_What you need to do_. Extract each line bearing the word "screenshot".

_Material supplied_.
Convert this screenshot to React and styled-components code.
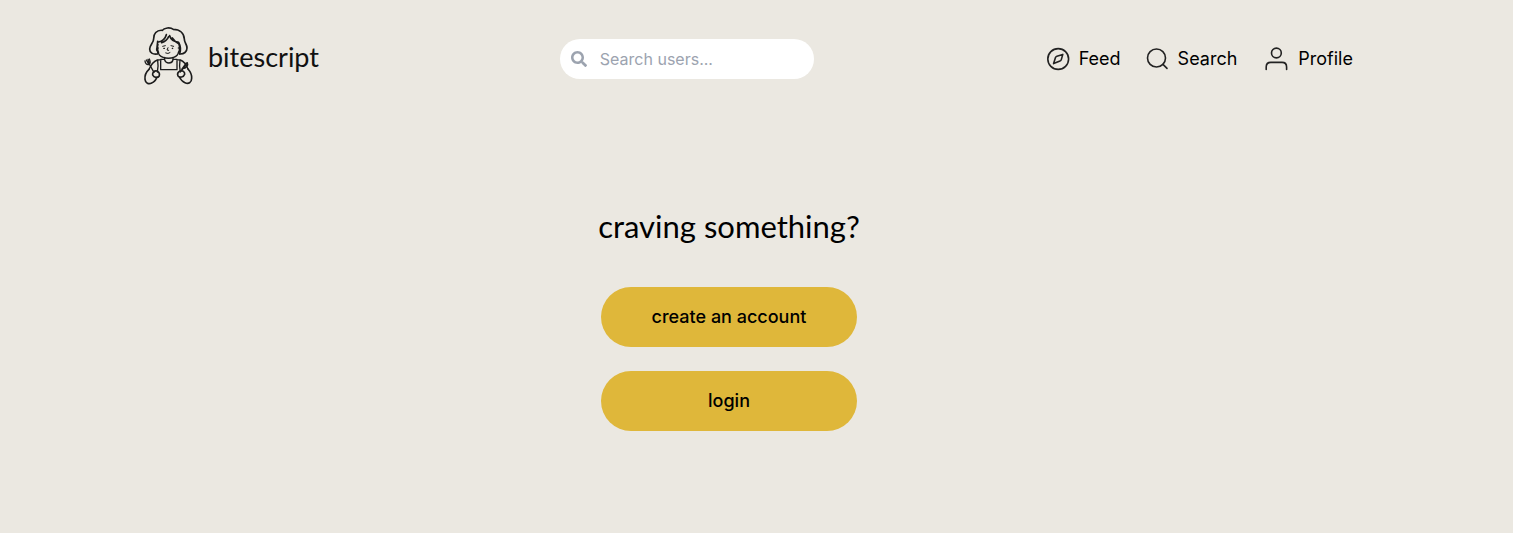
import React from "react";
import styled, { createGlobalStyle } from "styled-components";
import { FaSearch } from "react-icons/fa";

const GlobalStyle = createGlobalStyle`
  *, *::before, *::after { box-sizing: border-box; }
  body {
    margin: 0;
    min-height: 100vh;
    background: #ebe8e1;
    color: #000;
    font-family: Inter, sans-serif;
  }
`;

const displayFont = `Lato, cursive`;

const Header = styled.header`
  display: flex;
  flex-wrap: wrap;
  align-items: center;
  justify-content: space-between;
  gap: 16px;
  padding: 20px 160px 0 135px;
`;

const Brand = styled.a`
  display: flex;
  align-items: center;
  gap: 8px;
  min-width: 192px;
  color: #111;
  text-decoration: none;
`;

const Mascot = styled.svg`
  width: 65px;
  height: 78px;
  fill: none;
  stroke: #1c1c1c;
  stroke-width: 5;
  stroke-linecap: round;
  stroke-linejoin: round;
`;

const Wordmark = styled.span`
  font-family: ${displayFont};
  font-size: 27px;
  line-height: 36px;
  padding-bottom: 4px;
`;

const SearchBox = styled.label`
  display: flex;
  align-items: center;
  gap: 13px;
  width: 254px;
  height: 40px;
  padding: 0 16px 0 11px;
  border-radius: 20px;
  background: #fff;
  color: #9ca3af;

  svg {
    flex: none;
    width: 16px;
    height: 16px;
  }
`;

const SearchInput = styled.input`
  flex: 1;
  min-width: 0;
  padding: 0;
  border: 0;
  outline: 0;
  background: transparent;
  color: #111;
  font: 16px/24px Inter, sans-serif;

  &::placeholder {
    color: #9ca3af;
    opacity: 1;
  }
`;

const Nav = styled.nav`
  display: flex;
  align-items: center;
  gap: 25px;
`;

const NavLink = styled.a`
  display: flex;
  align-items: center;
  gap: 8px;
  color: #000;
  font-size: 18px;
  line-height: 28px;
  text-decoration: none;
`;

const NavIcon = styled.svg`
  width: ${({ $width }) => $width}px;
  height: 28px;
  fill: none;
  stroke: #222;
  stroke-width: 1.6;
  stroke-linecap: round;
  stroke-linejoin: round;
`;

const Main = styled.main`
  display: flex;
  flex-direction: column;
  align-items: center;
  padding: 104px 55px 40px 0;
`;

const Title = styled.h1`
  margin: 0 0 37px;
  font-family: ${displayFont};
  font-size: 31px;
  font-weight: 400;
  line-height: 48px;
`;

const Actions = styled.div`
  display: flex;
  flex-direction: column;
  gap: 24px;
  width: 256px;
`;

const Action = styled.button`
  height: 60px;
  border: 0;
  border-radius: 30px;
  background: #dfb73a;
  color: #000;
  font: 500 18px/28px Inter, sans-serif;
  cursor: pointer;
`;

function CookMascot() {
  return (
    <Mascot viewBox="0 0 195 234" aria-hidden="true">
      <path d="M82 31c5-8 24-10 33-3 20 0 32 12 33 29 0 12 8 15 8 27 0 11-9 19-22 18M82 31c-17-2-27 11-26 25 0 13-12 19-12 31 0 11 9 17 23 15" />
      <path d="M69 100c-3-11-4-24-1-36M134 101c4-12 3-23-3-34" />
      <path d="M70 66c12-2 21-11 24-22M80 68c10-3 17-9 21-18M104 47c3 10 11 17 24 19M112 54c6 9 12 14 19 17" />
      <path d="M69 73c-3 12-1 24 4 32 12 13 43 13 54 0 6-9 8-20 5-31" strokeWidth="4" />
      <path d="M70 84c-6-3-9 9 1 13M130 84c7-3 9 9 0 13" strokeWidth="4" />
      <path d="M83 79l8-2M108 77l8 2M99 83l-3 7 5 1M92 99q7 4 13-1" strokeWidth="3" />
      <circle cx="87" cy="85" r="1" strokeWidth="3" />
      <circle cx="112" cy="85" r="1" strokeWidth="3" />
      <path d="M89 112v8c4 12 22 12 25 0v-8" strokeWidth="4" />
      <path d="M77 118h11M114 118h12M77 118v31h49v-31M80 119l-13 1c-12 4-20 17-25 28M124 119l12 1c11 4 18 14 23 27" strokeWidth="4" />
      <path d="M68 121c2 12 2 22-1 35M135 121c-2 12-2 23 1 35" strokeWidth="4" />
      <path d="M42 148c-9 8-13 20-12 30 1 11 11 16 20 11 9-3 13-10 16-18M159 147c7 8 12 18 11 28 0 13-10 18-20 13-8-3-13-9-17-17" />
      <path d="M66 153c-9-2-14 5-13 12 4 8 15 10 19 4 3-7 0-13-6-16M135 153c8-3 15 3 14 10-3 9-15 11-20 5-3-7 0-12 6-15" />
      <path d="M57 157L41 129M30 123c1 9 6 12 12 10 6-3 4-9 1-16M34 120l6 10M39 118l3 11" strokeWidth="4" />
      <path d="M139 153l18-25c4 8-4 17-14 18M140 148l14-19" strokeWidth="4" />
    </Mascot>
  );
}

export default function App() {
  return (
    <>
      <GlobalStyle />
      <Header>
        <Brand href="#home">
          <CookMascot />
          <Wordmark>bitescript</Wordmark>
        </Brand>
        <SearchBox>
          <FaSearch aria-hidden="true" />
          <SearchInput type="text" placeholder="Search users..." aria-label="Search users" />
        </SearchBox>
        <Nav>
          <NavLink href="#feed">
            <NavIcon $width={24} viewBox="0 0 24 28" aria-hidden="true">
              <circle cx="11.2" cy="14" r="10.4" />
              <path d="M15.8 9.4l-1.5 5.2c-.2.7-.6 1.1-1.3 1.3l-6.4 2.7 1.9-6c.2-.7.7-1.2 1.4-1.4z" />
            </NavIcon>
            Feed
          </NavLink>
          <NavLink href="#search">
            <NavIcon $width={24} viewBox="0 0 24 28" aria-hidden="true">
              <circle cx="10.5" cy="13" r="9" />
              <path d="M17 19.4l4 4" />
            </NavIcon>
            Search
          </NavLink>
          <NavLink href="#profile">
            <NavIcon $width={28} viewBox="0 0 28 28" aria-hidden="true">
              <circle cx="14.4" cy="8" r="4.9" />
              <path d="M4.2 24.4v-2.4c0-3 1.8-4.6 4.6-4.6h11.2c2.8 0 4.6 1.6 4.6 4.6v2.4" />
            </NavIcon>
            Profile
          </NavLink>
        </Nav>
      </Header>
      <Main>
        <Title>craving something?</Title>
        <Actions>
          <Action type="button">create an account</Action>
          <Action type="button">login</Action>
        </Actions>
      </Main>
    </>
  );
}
---
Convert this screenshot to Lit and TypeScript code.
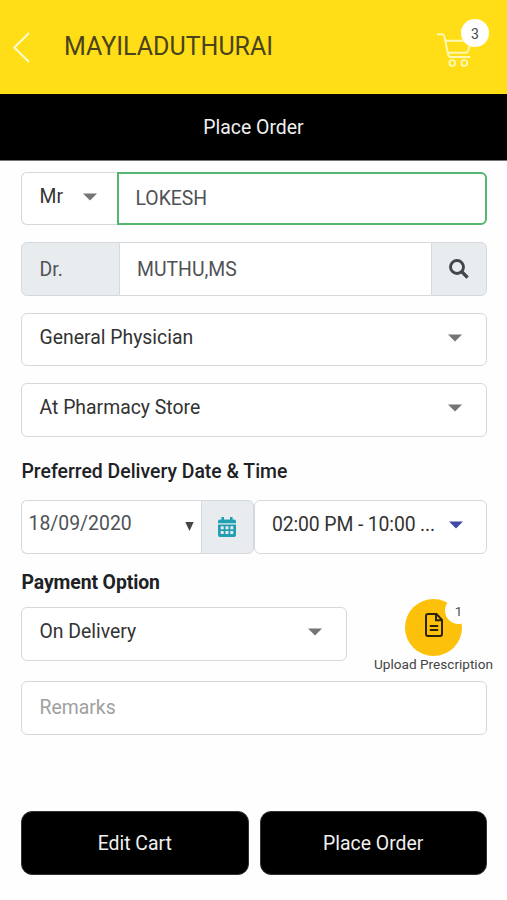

_Reply to the exercise_.
Convert this screenshot to React and styled-components code.
Convert this screenshot to Lit and TypeScript code.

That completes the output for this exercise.